AI-generated code still needs review by humans. Every AI-generated PR is a coordination point. If your senior engineers are spending 40% of their time reviewing AI-generated code, you've traded one form of overhead for another. The ramp-up cost is zero, but the review cost is not.
The deeper issue is that AI tools don't understand the project's critical path. They generate code for whatever you point them at, regardless of whether that work is on the bottleneck or the non-critical path. Without codebase intelligence that maps dependencies and identifies the actual critical path, AI acceleration gets applied to the wrong work.
Frequently Asked Questions
What is Brooks' Law in software engineering?
Brooks' Law states that "adding manpower to a late software project makes it later." Coined by Fred Brooks in his 1975 book "The Mythical Man-Month," it describes how new team members require ramp-up time, increase communication overhead (which grows quadratically with team size), and can't help with non-divisible tasks on the critical path.
Does adding more programmers speed up a project?
Only under specific conditions: when work can be cleanly partitioned into independent streams, when new members have relevant experience, and when the codebase architecture supports parallel development. For tightly coupled systems with sequential dependencies, adding programmers more often slows the project down due to ramp-up time and coordination costs.
What is the Brooks' Law formula?
The communication overhead formula is n(n-1)/2, where n is team size. A team of 5 has 10 communication channels.
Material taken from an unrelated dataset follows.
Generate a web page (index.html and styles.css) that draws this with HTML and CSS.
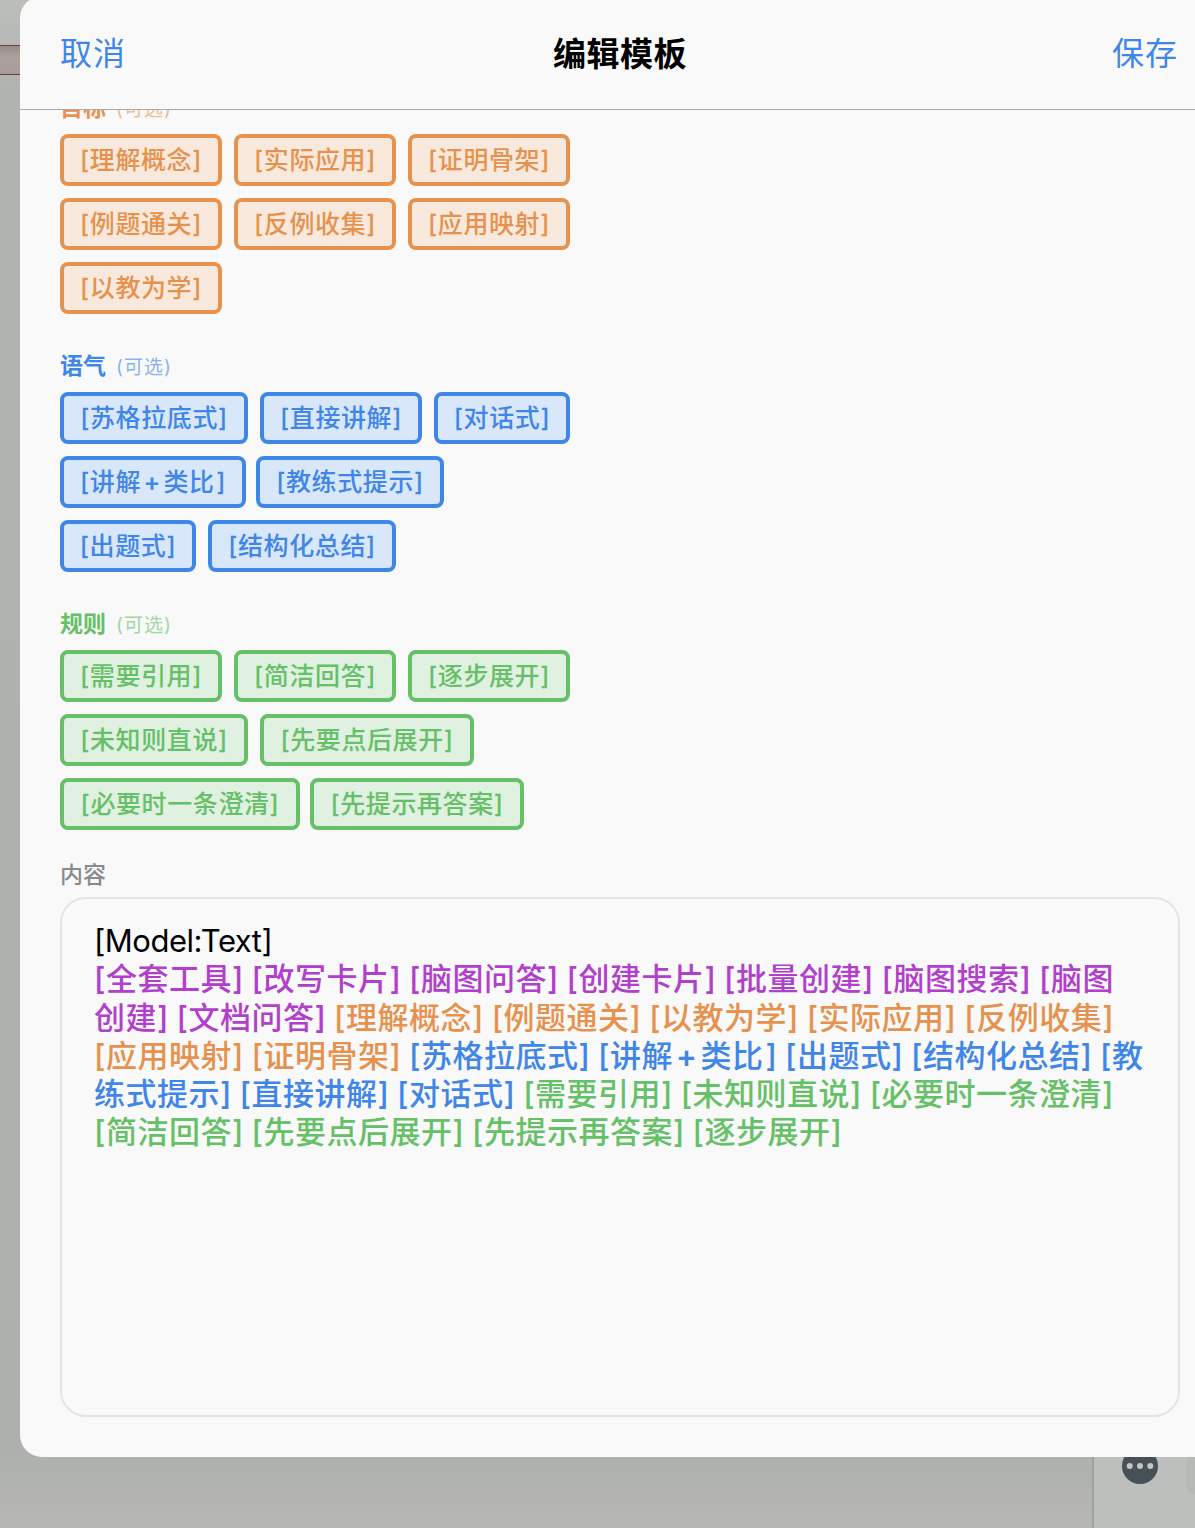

A team of 10 has 45. A team of 20 has 190. This quadratic growth means doubling team size more than quadruples the coordination burden.
How do you overcome Brooks' Law?
The most effective approaches are: cutting scope instead of adding people, breaking sequential dependencies so work can be parallelized, reducing coordination overhead on the existing team, and using codebase intelligence tools to make implicit knowledge explicit - reducing the ramp-up cost that makes new additions so expensive.